Accusations of racism in Israel

The Iranian government is wrong on many things. They've beaten Iranians, tortured them, jailed them without fair trial and murdered them. And President Ahmadinejad is wrong in doubting the Holocaust happened, but he's right about one thing: Israel's treatment of Israeli and Palestinian Arabs is racist.

Archbishop Desmond Tutu and UN special rapporteur Professor John Dugard both visited Israel and the Israeli occupied Palestinian territories. Both compared it to the apartheid system they'd lived under.

When an Arab Knesset member proposed a binational state, with citizenship for Jews and Arabs, the Defence Minister Ehud Barak portrayed Israeli Arabs as a "fifth column"' inside the "Jewish state".

Duncan McFarlane

Carluke, South Lanarkshire

We are shocked that Adrian Hamilton (Opinion, 23 April) believes Western nations should sit on their hands while the President of Iran addresses the United Nations anti-racism conference and repeats the old Jewish conspiracy lie, pathetically refashioned as the new Zionist conspiracy lie. Moreover, Mahmoud Ahmadinejad openly denied the significance of the Holocaust during his speech. He clearly lists the great tragedies in the history of humanity while omitting the Holocaust.

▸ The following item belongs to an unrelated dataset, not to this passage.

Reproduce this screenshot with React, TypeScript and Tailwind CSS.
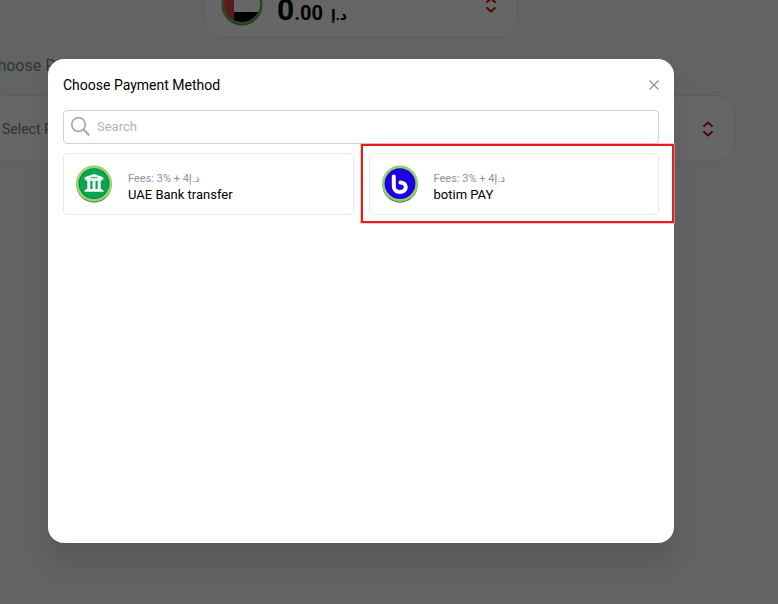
import React from 'react';

type Method = {
  id: string;
  name: string;
  fees: string;
  icon: React.ReactNode;
  selected?: boolean;
};

const BankIcon: React.FC = () => (
  <svg className="h-[38px] w-9 shrink-0" viewBox="0 0 36 38" aria-hidden="true">
    <circle cx="18" cy="20" r="17.7" fill="#609451" />
    <circle cx="18" cy="18.4" r="18" fill="#99d46c" />
    <circle cx="18" cy="18.6" r="15.4" fill="#07824a" />
    <circle cx="18" cy="18.6" r="14.4" fill="#08a652" />
    <g fill="#fff">
      <path d="M18 9 27.3 12.2v2.6H8.7v-2.6z" />
      <path d="M11.3 16h3v8.6h-3zM16.5 16h3v8.6h-3zM21.7 16h3v8.6h-3z" />
      <path d="M10.3 14.5h5v1.6h-5zM15.5 14.5h5v1.6h-5zM20.7 14.5h5v1.6h-5zM9.8 24h16.4v1.2H9.8zM8.5 25.2h19v1.6h-19z" />
    </g>
    <path d="M14.5 12.5h7" stroke="#4fbd82" strokeWidth="1.4" />
  </svg>
);

const BotimIcon: React.FC = () => (
  <svg className="h-[38px] w-9 shrink-0" viewBox="0 0 36 38" aria-hidden="true">
    <circle cx="18" cy="20" r="17.7" fill="#5e8454" />
    <circle cx="18" cy="18.4" r="18" fill="#94cf6c" />
    <circle cx="18" cy="18.6" r="15.4" fill="#1c00e0" />
    <path
      d="M11.8 11.6v9.6c0 3.6 2.5 5.8 6 5.8s6-2 6-4.9c0-2.8-2.3-4.7-5.4-4.7"
      fill="none"
      stroke="#fff"
      strokeWidth="4"
      strokeLinecap="round"
      strokeLinejoin="round"
    />
  </svg>
);

const FlagIcon: React.FC = () => (
  <svg className="size-[42px] shrink-0" viewBox="0 0 42 42" aria-hidden="true">
    <defs>
      <clipPath id="flag">
        <circle cx="21" cy="20" r="18" />
      </clipPath>
    </defs>
    <circle cx="21" cy="21" r="20.5" fill="#5f9150" />
    <circle cx="21" cy="20" r="20" fill="#70b550" />
    <g clipPath="url(#flag)">
      <path d="M0 0h42v42H0z" fill="#fff" />
      <path d="M0 0h42v13H0z" fill="#159447" />
      <path d="M0 28h42v14H0z" fill="#000" />
      <path d="M0 0h13v42H0z" fill="#dc4747" />
    </g>
  </svg>
);

const UpDownIcon: React.FC = () => (
  <svg className="h-4 w-3 shrink-0" viewBox="0 0 12 16" fill="none" stroke="#e00008" strokeWidth="2" aria-hidden="true">
    <path d="m1.5 5.5 4.5-4 4.5 4M1.5 10.5l4.5 4 4.5-4" />
  </svg>
);

const methods: Method[] = [
  { id: 'bank', name: 'UAE Bank transfer', fees: '3% + 4د.إ', icon: <BankIcon /> },
  { id: 'botim', name: 'botim PAY', fees: '3% + 4د.إ', icon: <BotimIcon />, selected: true },
];

const MethodCard: React.FC<{ method: Method }> = ({ method }) => (
  <div className="relative">
    <button
      type="button"
      className="flex h-[62px] w-full items-center gap-4 rounded border border-[#e8eaed] bg-white px-3 text-left"
    >
      {method.icon}
      <span className="flex flex-col pt-1.5">
        <span className="text-[11px] leading-4 text-[#8b929d]">Fees: {method.fees}</span>
        <span className="text-[13px] leading-4 text-black">{method.name}</span>
      </span>
    </button>
    {method.selected && (
      <div className="pointer-events-none absolute -top-[9px] -right-[15px] -bottom-2 -left-2 border-2 border-[#e91d1d] outline outline-[#f3a6a6]/60" />
    )}
  </div>
);

const PaymentDialog: React.FC = () => (
  <div
    role="dialog"
    aria-labelledby="dialog-title"
    className="w-full rounded-2xl bg-white px-[15px] shadow-[0_20px_25px_rgba(0,0,0,0.1)]"
  >
    <div className="flex h-[51px] items-center justify-between">
      <h2 id="dialog-title" className="text-sm leading-6 text-black">Choose Payment Method</h2>
      <button type="button" aria-label="Close" className="flex size-[10px] items-center justify-center">
        <svg className="size-[10px]" viewBox="0 0 10 10" stroke="#8a8f94" strokeWidth="1.2" aria-hidden="true">
          <path d="m.5.5 9 9M9.5.5l-9 9" />
        </svg>
      </button>
    </div>
    <label className="flex h-[34px] items-center gap-[7px] rounded border border-[#cdd1d9] px-[6px]">
      <svg className="size-5 shrink-0" viewBox="0 0 20 20" fill="none" stroke="#a5abb4" strokeWidth="1.8" aria-hidden="true">
        <circle cx="8.5" cy="7.5" r="6.8" />
        <path d="m13.4 12.4 6 6" strokeWidth="2.2" />
      </svg>
      <input
        type="text"
        aria-label="Search"
        placeholder="Search"
        className="min-w-0 flex-1 text-[13px] text-black outline-none placeholder:text-[#adb3bc]"
      />
    </label>
    <div className="mt-[9px] grid grid-cols-2 gap-[15px]">
      {methods.map((method) => (
        <MethodCard key={method.id} method={method} />
      ))}
    </div>
  </div>
);

const App: React.FC = () => {
  return (
    <div className="relative h-screen overflow-hidden bg-[#f6faf8] font-['Roboto','DejaVu_Sans',sans-serif]">
      <main className="flex flex-col pr-14">
        <button
          type="button"
          className="-mt-7 flex h-[66px] w-[314px] items-center self-center rounded-[20px] border border-[#e4e8e6] bg-white pr-5 pl-4"
        >
          <FlagIcon />
          <span className="ml-3.5 pt-2 font-bold text-black">
            <span className="text-[30px]">0</span>
            <span className="text-xl">.00</span>
            <span className="ml-2 text-sm">د.إ</span>
          </span>
          <span className="ml-auto">
            <UpDownIcon />
          </span>
        </button>
        <div className="-mx-[13px] mt-4">
          <p className="text-base leading-6 text-[#7b8185]">Choose Payment Method</p>
          <button
            type="button"
            className="mt-[17px] flex h-[67px] w-full items-center justify-between rounded-[20px] border border-[#e4e8e6] bg-white pr-5 pl-[14px] text-sm text-[#7b8185]"
          >
            Select Payment Method
            <UpDownIcon />
          </button>
        </div>
      </main>
      <div className="absolute inset-0 flex bg-black/60 pt-[59px] pr-[104px] pb-[61px] pl-12">
        <PaymentDialog />
      </div>
    </div>
  );
};

export default App;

The EU governments' decision to walk out of the plenary was not sparked by the mention of the word Israel. The walkout shows that these countries reject statements that incite racial hatred and anti-Semitism at a UN anti-racism conference.

As NGOs attending the Durban Review Conference in Geneva, we applaud the action of the member states who decided not to listen to hateful messages by a representative of a regime that abuses human rights on a large scale and brings a genocidal mindset to any meeting table.

Rosalind Preston OBE

Co-chair, Jewish Human Rights Coalition UK, Place des Nations, Geneva

In his attempt to defend Zionism, Dr Jacob Amir asserts that the West Bank barrier is a "security barrier between Israel and the West Bank" (Letters, 17 April). The barrier does not run "between" Israel and the West Bank, but cuts deep into the West Bank.

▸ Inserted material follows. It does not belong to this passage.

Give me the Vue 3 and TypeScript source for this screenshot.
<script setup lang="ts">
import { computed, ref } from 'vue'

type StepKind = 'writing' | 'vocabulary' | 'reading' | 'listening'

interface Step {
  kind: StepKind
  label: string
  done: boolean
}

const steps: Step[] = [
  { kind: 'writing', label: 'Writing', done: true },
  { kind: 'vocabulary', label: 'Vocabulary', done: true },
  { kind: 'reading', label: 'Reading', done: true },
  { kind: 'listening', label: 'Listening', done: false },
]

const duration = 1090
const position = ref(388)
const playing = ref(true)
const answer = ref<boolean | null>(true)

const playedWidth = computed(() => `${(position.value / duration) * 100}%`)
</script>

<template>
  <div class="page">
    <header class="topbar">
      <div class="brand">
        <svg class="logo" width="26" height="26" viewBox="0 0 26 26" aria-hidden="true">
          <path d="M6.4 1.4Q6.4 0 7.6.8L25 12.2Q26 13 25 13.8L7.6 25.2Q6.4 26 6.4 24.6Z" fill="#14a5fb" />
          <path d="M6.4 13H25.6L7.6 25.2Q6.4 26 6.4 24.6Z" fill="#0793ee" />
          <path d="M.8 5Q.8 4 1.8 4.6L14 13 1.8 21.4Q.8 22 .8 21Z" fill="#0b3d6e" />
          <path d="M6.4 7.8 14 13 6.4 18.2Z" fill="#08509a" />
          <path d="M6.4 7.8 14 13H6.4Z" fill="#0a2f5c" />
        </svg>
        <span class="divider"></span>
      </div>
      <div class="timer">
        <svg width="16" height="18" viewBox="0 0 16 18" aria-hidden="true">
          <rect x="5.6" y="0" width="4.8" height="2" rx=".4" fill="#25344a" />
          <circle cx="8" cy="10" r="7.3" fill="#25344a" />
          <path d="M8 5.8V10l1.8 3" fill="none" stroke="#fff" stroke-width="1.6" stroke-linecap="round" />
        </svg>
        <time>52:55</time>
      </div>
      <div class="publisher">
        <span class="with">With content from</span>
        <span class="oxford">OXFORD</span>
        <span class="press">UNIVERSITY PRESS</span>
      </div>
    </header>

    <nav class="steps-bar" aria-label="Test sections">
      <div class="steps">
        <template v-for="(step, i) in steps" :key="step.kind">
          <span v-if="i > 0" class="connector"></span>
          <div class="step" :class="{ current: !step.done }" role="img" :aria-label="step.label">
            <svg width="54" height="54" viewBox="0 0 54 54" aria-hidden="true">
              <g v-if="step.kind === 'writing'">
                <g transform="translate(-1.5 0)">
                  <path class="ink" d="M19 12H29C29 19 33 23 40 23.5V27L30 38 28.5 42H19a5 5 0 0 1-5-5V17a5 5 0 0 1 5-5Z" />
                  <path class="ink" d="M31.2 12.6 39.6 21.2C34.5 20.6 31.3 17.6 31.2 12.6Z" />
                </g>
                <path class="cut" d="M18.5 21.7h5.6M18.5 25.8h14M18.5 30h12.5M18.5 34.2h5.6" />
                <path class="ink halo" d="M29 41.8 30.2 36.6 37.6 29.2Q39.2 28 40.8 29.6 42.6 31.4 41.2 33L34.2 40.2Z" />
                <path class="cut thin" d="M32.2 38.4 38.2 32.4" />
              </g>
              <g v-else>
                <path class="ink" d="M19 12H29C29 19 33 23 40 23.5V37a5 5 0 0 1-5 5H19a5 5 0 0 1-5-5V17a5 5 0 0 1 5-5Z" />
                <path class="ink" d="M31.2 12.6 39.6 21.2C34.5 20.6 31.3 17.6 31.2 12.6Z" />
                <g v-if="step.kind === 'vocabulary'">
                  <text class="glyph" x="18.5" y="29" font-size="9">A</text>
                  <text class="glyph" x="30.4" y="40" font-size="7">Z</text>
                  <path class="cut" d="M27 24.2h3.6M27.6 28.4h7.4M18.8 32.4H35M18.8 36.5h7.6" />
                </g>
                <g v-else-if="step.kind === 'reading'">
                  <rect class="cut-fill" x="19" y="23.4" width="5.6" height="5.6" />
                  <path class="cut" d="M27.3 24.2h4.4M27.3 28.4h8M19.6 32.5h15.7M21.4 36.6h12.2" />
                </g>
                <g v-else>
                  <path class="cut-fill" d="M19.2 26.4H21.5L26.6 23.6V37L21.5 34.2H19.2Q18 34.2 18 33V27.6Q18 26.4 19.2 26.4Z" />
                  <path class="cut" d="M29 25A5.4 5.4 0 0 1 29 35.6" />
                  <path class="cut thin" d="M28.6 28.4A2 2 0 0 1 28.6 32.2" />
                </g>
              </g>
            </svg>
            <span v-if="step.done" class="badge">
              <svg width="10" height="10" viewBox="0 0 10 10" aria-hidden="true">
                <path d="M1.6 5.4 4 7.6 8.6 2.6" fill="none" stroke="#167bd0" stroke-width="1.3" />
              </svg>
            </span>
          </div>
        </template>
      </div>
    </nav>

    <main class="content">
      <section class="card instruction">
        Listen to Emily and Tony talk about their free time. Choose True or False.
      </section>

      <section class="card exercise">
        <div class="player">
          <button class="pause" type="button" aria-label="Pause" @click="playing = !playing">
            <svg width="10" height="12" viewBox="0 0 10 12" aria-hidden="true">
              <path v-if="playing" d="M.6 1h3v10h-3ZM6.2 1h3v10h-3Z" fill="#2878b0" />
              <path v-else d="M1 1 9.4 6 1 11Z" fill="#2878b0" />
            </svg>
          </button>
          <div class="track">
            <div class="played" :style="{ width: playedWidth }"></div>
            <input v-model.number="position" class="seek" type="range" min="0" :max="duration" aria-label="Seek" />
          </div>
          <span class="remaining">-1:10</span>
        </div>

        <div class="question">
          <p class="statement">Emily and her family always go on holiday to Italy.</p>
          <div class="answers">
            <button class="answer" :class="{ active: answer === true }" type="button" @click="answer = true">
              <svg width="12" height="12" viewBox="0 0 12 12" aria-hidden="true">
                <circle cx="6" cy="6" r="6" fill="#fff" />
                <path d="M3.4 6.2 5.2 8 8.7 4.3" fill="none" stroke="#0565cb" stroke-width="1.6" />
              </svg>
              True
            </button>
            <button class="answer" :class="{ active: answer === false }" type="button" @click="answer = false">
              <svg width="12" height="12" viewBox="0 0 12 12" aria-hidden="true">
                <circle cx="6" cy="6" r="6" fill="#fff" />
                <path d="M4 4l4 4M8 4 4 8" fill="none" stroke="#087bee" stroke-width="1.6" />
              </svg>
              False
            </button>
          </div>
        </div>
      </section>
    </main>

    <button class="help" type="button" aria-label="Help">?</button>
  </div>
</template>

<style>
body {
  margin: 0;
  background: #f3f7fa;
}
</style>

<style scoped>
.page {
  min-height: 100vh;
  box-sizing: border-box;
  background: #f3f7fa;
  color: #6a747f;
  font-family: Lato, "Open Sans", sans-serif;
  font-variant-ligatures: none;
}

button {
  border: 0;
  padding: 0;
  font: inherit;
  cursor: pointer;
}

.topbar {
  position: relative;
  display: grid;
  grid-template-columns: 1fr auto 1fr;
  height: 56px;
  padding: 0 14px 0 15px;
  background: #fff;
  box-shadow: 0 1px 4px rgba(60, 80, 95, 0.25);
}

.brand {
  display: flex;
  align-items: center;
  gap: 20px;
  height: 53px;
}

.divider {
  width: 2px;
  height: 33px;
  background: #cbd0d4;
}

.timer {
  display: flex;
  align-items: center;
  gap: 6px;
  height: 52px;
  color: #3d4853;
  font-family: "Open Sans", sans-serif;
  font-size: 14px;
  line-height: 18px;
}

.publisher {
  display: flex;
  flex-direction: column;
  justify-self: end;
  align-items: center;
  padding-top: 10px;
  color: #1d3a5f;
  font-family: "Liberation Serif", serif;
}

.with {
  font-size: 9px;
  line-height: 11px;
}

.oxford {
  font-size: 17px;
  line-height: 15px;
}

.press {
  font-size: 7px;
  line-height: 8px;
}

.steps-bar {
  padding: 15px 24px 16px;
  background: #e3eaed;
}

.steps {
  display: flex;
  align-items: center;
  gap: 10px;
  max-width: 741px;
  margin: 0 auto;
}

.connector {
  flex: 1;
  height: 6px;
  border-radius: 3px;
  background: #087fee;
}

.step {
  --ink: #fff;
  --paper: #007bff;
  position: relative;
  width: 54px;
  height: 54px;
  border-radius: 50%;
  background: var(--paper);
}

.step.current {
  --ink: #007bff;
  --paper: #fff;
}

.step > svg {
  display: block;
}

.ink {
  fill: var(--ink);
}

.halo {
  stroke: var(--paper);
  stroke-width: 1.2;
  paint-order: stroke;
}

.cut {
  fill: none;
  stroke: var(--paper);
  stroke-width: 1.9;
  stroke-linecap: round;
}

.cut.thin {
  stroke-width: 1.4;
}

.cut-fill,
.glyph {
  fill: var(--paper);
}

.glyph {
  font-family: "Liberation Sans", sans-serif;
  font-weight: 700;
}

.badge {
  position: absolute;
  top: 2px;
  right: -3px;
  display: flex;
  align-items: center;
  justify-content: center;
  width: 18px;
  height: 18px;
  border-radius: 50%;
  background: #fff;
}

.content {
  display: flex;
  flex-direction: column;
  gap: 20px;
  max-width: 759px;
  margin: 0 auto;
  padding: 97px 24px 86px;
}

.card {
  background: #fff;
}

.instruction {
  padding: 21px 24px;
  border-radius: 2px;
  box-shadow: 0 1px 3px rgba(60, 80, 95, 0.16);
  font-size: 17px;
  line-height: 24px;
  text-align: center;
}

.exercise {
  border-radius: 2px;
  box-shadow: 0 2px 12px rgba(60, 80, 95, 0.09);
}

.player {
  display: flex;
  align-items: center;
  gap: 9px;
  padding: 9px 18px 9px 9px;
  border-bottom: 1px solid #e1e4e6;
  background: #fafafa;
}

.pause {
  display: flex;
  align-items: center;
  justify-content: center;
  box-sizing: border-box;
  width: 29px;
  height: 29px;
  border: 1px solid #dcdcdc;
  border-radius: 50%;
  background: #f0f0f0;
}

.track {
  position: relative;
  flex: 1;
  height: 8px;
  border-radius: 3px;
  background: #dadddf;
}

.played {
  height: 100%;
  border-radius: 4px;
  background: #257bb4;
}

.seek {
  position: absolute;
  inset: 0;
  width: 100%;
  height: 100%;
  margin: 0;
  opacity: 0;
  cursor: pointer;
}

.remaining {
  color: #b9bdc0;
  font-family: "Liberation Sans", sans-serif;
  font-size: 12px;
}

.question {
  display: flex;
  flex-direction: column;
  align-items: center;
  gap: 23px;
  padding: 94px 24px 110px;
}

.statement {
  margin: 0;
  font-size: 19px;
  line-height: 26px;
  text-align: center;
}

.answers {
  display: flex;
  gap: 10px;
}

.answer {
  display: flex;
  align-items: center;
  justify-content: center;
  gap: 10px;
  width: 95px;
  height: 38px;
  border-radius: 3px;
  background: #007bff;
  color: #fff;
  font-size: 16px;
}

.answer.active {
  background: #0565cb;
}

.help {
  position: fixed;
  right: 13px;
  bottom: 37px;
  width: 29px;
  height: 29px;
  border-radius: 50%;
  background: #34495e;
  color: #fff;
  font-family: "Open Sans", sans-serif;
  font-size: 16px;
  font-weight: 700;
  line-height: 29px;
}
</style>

The Israeli President, Shimon Peres, has said of the barrier: "The line is following a certain vision of the future. When that happens, it stops being a security fence and becomes a political fence. Nobody will admit that it is being built for these [political] reasons; nobody will admit that it is a political line."

Benjamin Counsell

London E5

Blair's reputation

Stuart Russell (letter, 23 April) believes that the failure to find any weapons of mass destruction in Iraq has left Tony Blair's reputation "in tatters". Yet the former Prime Minister strides the world stage like a moral colossus. Bizarre.

Ivor Morgan

Lincoln

Inspired by Cockburn

I was surprised that your report on the much-deserved award of the Orwell Prize to Patrick Cockburn (24 April) made no mention of Patrick's father, Claud. It was Claud's political writing, along with that of James Cameron, that inspired me to embark on a career in journalism, taking a graduate traineeship in newspapers beginning at £9 a week, rather than a £60-a-week job in corporate personnel management. And I've never once regretted turning down the big money.

Robin Anderson

Ashington, Northumberland

Lib Dem alternative

Chris Gale (letter, 22 April) and Pete Dorey (letter, 23 April) seem to think that the only alternative to a future Labour government is a Conservative one. Surely now is the time to start taking the Liberal Democrats seriously. With politicians such as Vince Cable, they provide a viable alternative, and are finally being given more good-quality media attention. A year before the US elections, few would have correctly predicted the outcome. Are we not capable of changing the face of British politics in the same way?

Justin Brodie

Chester

Give us a leader

Amid the apparently unstoppable demise of our historic freedoms (a still unaccountable upper house populated with apparatchiks, MPs' expenses, police unaccountability and increasing surveillance under the guise of "security"), I am surprised that no leader has arisen to represent and fight for our rights and freedoms. Where are our Nelson Mandelas, Lech Walesas, Gandhis, or even our Wat Tylers? Or has our media and celebrity-obsessed culture now over-ridden the desire for political and personal freedom? Have we arrived at the bread-and-circuses civilisation of ancient Rome?

Ted Heath

Olton, West Midlands

New day for England

Instead of St George's Day, why not have Magna Carta Day as our national holiday? It's English, it's historical and it's relevant, especially as a reminder of hard-won freedoms.